Marina schaute ihn lange an. Wohin steuerte er mit dieser Frage? „Mit dir, meinst du?“

„Ja.“ Leise.

„Du engst mich nicht ein, und ich fühle mich nicht wie in einem Käfig“, sagte sie und stand auf, um das Geschirr in die Spülmaschine zu füllen. „Wir verbringen dann Zeit miteinander, wenn wir beide Lust dazu haben, und das ist doch genau das Richtige für uns beide, bei unseren Berufen.“

Schon wieder ist sie ausgewichen, dachte er. Ich will mehr von dieser Frau als nur zwei Abende pro Woche, viel mehr. Aber sie spürte es jedes Mal, wenn er das Thema ansprechen wollte – heute würde es wieder nichts werden.
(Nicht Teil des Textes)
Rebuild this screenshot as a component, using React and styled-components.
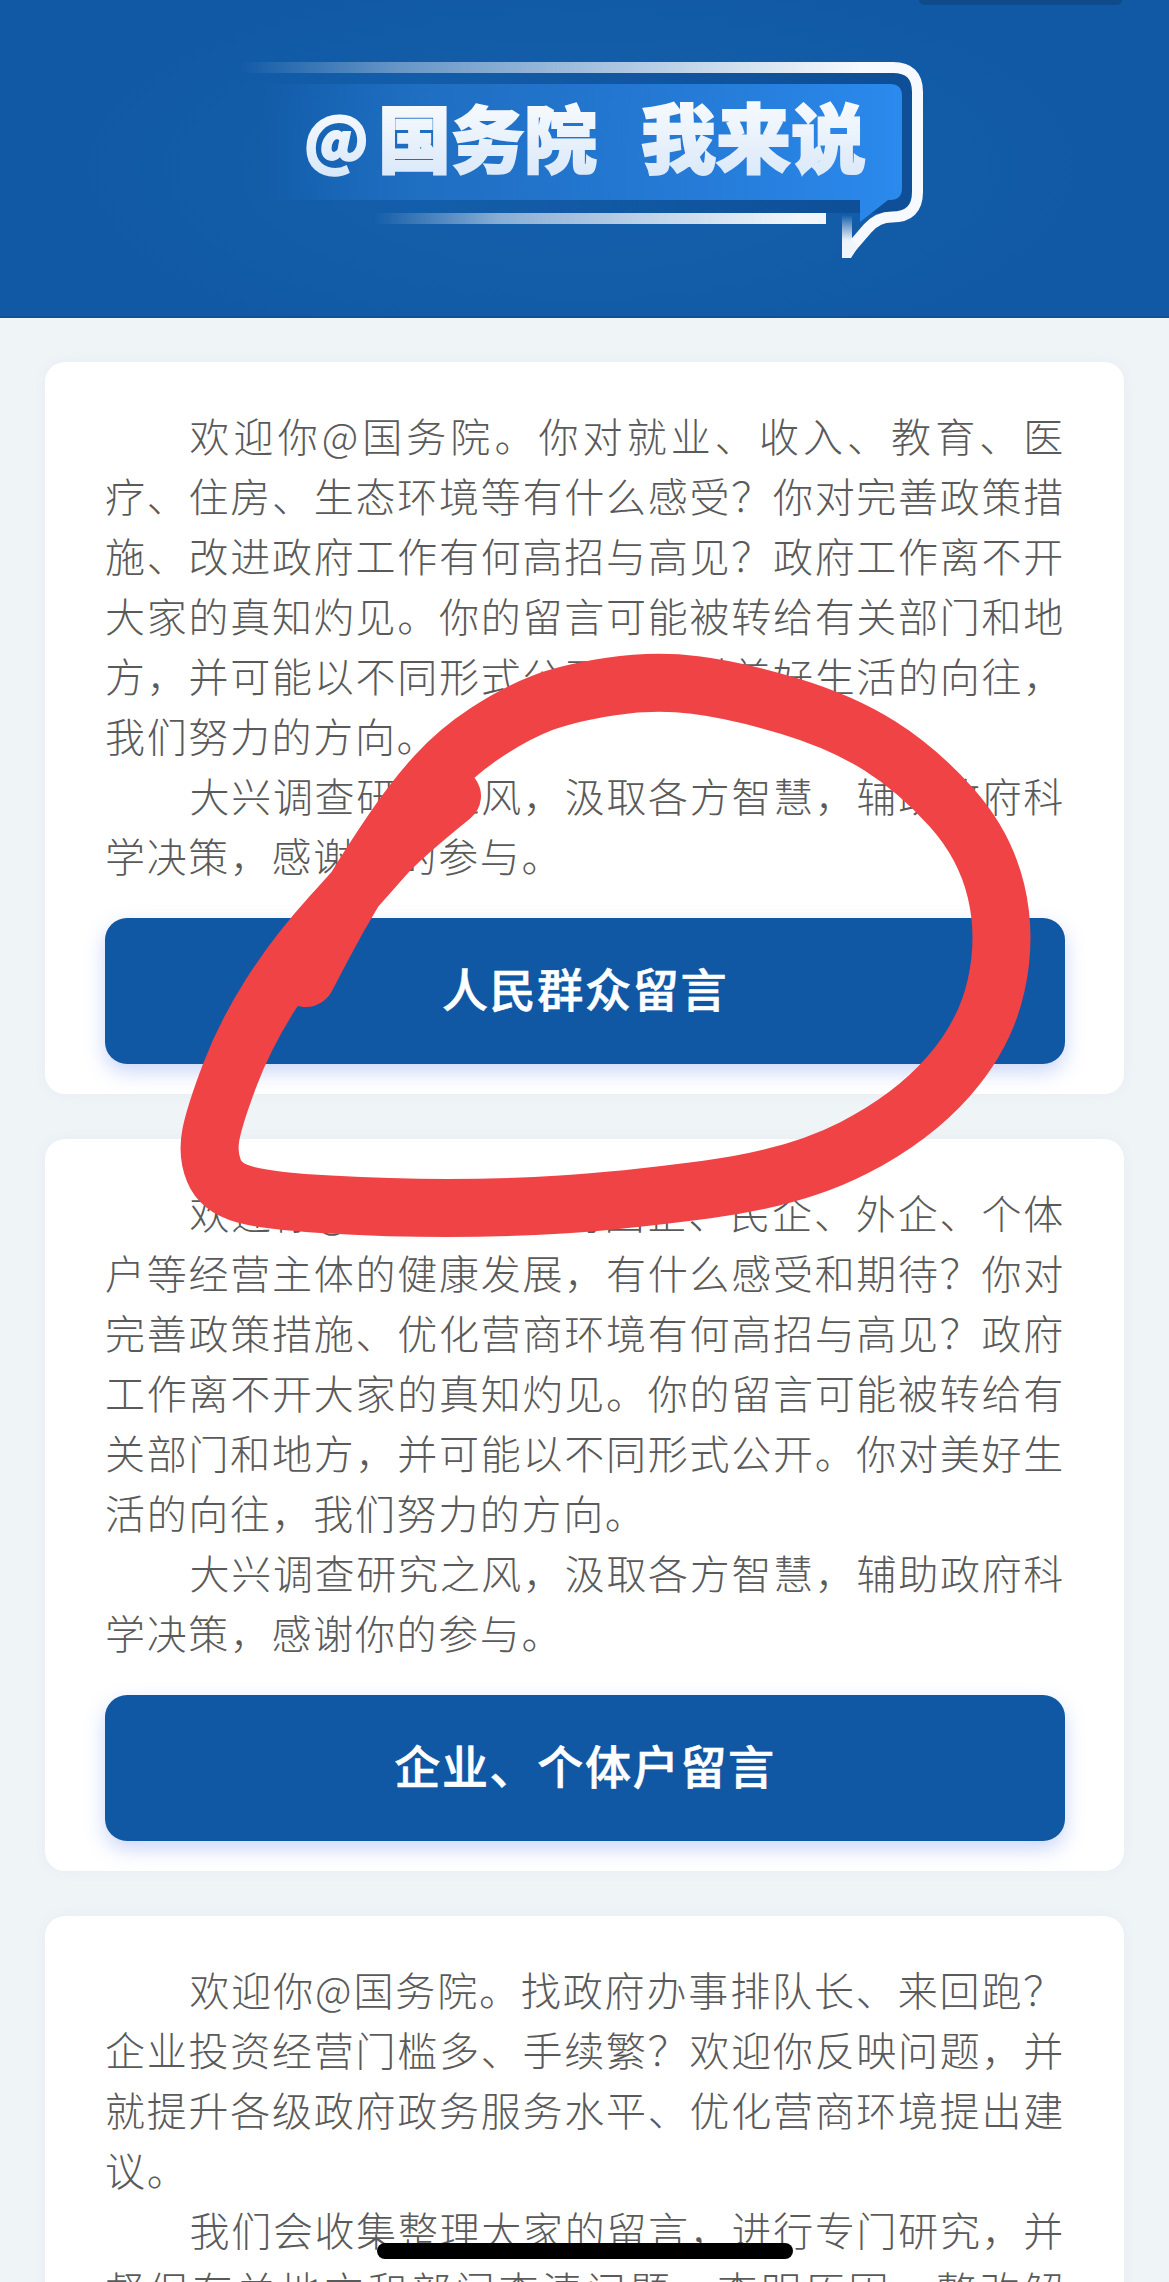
import React from 'react';
import styled, { createGlobalStyle } from 'styled-components';

const GlobalStyle = createGlobalStyle`
  html, body {
    margin: 0;
    padding: 0;
    background: #eff4f7;
  }
`;

const Page = styled.div`
  position: relative;
  width: 1169px;
  height: 2282px;
  overflow: hidden;
  background: #eff4f7;
  font-family: "Noto Sans CJK SC", "Noto Sans", sans-serif;
`;

const Header = styled.header`
  position: relative;
  box-sizing: border-box;
  height: 318px;
  padding: 55px 0 0 230px;
  background: radial-gradient(ellipse 520px 200px at 580px 170px, #1460ac 0%, #1159a5 100%);
  border-bottom: 2px solid #0e519b;
`;

const TopPill = styled.div`
  position: absolute;
  top: 0;
  left: 919px;
  width: 203px;
  height: 5px;
  background: #0f4a8a;
  border-radius: 0 0 10px 10px;
`;

const Logo = styled.svg`
  display: block;
  width: 700px;
  height: 210px;
`;

const LogoText = styled.text`
  font-family: "Noto Sans CJK SC", sans-serif;
  font-size: ${(p) => p.$size}px;
  font-weight: 900;
`;

const Main = styled.main`
  display: flex;
  flex-direction: column;
  gap: 45px;
  padding: 44px 45px 0;
`;

const Card = styled.section`
  box-sizing: border-box;
  padding: 43px 59px 30px 60px;
  background: #fff;
  border-radius: 20px;
  box-shadow: 0 0 14px rgba(60, 90, 120, 0.05);
`;

const Para = styled.p`
  margin: 0;
  font-size: 40px;
  font-weight: 300;
  line-height: 60px;
  letter-spacing: 1.65px;
  text-indent: 84.5px;
  text-align: justify;
  color: #5a5a5a;
`;

const MessageButton = styled.button`
  display: block;
  box-sizing: border-box;
  width: 100%;
  height: 146px;
  margin-top: 33px;
  padding: 0 0 8px;
  border: 0;
  border-radius: 22px;
  background: #1058a4;
  color: #fff;
  font-family: inherit;
  font-size: 46px;
  font-weight: 500;
  letter-spacing: 1.7px;
  -webkit-text-stroke: 0.6px #fff;
  box-shadow: 0 8px 20px rgba(70, 110, 235, 0.28);
`;

const Scribble = styled.svg`
  position: absolute;
  top: 0;
  left: 0;
  width: 1169px;
  height: 2282px;
  pointer-events: none;
`;

const HomeBar = styled.div`
  position: absolute;
  left: 377px;
  top: 2243px;
  width: 416px;
  height: 16px;
  border-radius: 8px;
  background: #000;
`;

// hand drawn loop, runs from the inner end on the text round to the end on the button
const loopPoints = [
  [452, 796], [400, 838], [366, 877], [295, 956], [245, 1035], [215, 1114], [207, 1154],
  [221, 1188], [269, 1201], [390, 1208], [504, 1208], [619, 1201], [795, 1178], [912, 1118],
  [985, 1035], [1007, 937], [985, 845], [918, 770], [842, 722], [736, 690], [654, 680],
  [568, 693], [516, 713], [458, 751], [415, 798], [372, 861], [338, 917], [306, 978],
];

const smoothPath = (pts) => {
  let d = `M${pts[0][0]} ${pts[0][1]}`;
  for (let i = 1; i < pts.length - 1; i++) {
    const mx = (pts[i][0] + pts[i + 1][0]) / 2;
    const my = (pts[i][1] + pts[i + 1][1]) / 2;
    d += ` Q${pts[i][0]} ${pts[i][1]} ${mx} ${my}`;
  }
  const last = pts[pts.length - 1];
  return `${d} L${last[0]} ${last[1]}`;
};

const cards = [
  {
    id: 'people',
    paragraphs: [
      '欢迎你@国务院。你对就业、收入、教育、医疗、住房、生态环境等有什么感受？你对完善政策措施、改进政府工作有何高招与高见？政府工作离不开大家的真知灼见。你的留言可能被转给有关部门和地方，并可能以不同形式公开。你对美好生活的向往，我们努力的方向。',
      '大兴调查研究之风，汲取各方智慧，辅助政府科学决策，感谢你的参与。',
    ],
    button: '人民群众留言',
  },
  {
    id: 'business',
    paragraphs: [
      '欢迎你@国务院。你对国企、民企、外企、个体户等经营主体的健康发展，有什么感受和期待？你对完善政策措施、优化营商环境有何高招与高见？政府工作离不开大家的真知灼见。你的留言可能被转给有关部门和地方，并可能以不同形式公开。你对美好生活的向往，我们努力的方向。',
      '大兴调查研究之风，汲取各方智慧，辅助政府科学决策，感谢你的参与。',
    ],
    button: '企业、个体户留言',
  },
  {
    id: 'service',
    paragraphs: [
      '欢迎你@国务院。找政府办事排队长、来回跑？企业投资经营门槛多、手续繁？欢迎你反映问题，并就提升各级政府政务服务水平、优化营商环境提出建议。',
      '我们会收集整理大家的留言，进行专门研究，并督促有关地方和部门查清问题、查明原因、整改解决。',
    ],
  },
];

const BannerLogo = () => (
  <Logo viewBox="230 55 700 210">
    <defs>
      <linearGradient id="topBar" gradientUnits="userSpaceOnUse" x1="239" y1="0" x2="860" y2="0">
        <stop offset="0" stopColor="#fff" stopOpacity="0" />
        <stop offset="0.25" stopColor="#fff" stopOpacity="0.35" />
        <stop offset="1" stopColor="#f6f9fd" />
      </linearGradient>
      <linearGradient id="lowBar" gradientUnits="userSpaceOnUse" x1="373" y1="0" x2="800" y2="0">
        <stop offset="0" stopColor="#fff" stopOpacity="0" />
        <stop offset="0.3" stopColor="#fff" stopOpacity="0.5" />
        <stop offset="1" stopColor="#f2f6fb" />
      </linearGradient>
      <linearGradient id="tailFade" x1="0" y1="0" x2="0" y2="1">
        <stop offset="0" stopColor="#fff" stopOpacity="0" />
        <stop offset="0.6" stopColor="#eef4fb" />
        <stop offset="1" stopColor="#f2f6fb" />
      </linearGradient>
      <linearGradient id="bubbleFill" gradientUnits="userSpaceOnUse" x1="261" y1="0" x2="902" y2="0">
        <stop offset="0" stopColor="#2b88ea" stopOpacity="0" />
        <stop offset="0.25" stopColor="#2b80dc" stopOpacity="0.5" />
        <stop offset="1" stopColor="#2b8aee" />
      </linearGradient>
      <linearGradient id="bubbleShade" gradientUnits="userSpaceOnUse" x1="420" y1="0" x2="860" y2="0">
        <stop offset="0" stopColor="#0c4a90" stopOpacity="0" />
        <stop offset="1" stopColor="#0c4a90" stopOpacity="0.7" />
      </linearGradient>
      <linearGradient id="letters" x1="0" y1="0" x2="0" y2="1">
        <stop offset="0" stopColor="#ffffff" />
        <stop offset="1" stopColor="#d6e6f8" />
      </linearGradient>
    </defs>
    <path d="M300 73 H912 V190 Q912 213 888 213 H300 Z" fill="url(#bubbleShade)" />
    <path d="M261 84 H890 Q902 84 902 96 V188 Q902 200 890 200 H888 L860 222 V200 H261 Z" fill="url(#bubbleFill)" />
    <path
      d="M239 67.5 H893 Q917.5 67.5 917.5 92 V192 Q917.5 217 892 217 Q878 217 868 228 L849 250"
      fill="none"
      stroke="url(#topBar)"
      strokeWidth="11"
    />
    <rect x="373" y="213" width="453" height="11" fill="url(#lowBar)" />
    <path d="M842 215 H852 V241 L858 247 L851 258 H842 Z" fill="url(#tailFade)" />
    <LogoText $size={62} x="304" y="163" fill="url(#letters)" stroke="url(#letters)" strokeWidth="2">@</LogoText>
    <LogoText $size={73} x="378" y="167" fill="url(#letters)" stroke="url(#letters)" strokeWidth="2">国务院</LogoText>
    <LogoText $size={75} x="641" y="167" fill="url(#letters)" stroke="url(#letters)" strokeWidth="2">我来说</LogoText>
  </Logo>
);

const App = () => (
  <Page>
    <GlobalStyle />
    <Header>
      <TopPill />
      <BannerLogo />
    </Header>
    <Main>
      {cards.map((card) => (
        <Card key={card.id}>
          {card.paragraphs.map((text) => (
            <Para key={text}>{text}</Para>
          ))}
          {card.button && <MessageButton>{card.button}</MessageButton>}
        </Card>
      ))}
    </Main>
    <Scribble viewBox="0 0 1169 2282">
      <path
        d={smoothPath(loopPoints)}
        fill="none"
        stroke="#f04346"
        strokeWidth="58"
        strokeLinecap="round"
        strokeLinejoin="round"
      />
    </Scribble>
    <HomeBar />
  </Page>
);

export default App;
„Macht es dir etwas aus, heute Nacht in deinem eigenen Bett zu schlafen, Nick? Ich bin sehr müde und habe morgen einen vollen Terminkalender.“

„Kein Problem, Liebste, bei mir ist es ähnlich. Kriege ich einen Gutenachtkuss?“ Er schloss sie zärtlich in seine Arme und hielt sie lange fest. „Schlaf gut, mein Schatz.“

Marina schloss die Türe hinter ihm, räumte die Gläser weg und ging ins Bad. Rausgeschmissen habe ich ihn, dachte sie, aber warum muss er immer wieder unsere Beziehung ansprechen? Sie liebte ihre Freiheit zu sehr, als dass sie einfach so mit einem Mann zusammenziehen und sich damit in eine Abhängigkeit begeben würde. Lieber jede zweite Nacht allein schlafen als sich ausliefern – sie kannte den Schmerz des Verlassenwerdens, und sie wehrte sich gegen den Wunsch des Sichgehenlassens. Soll er warten, und wenn er nicht warten kann, soll er gehen.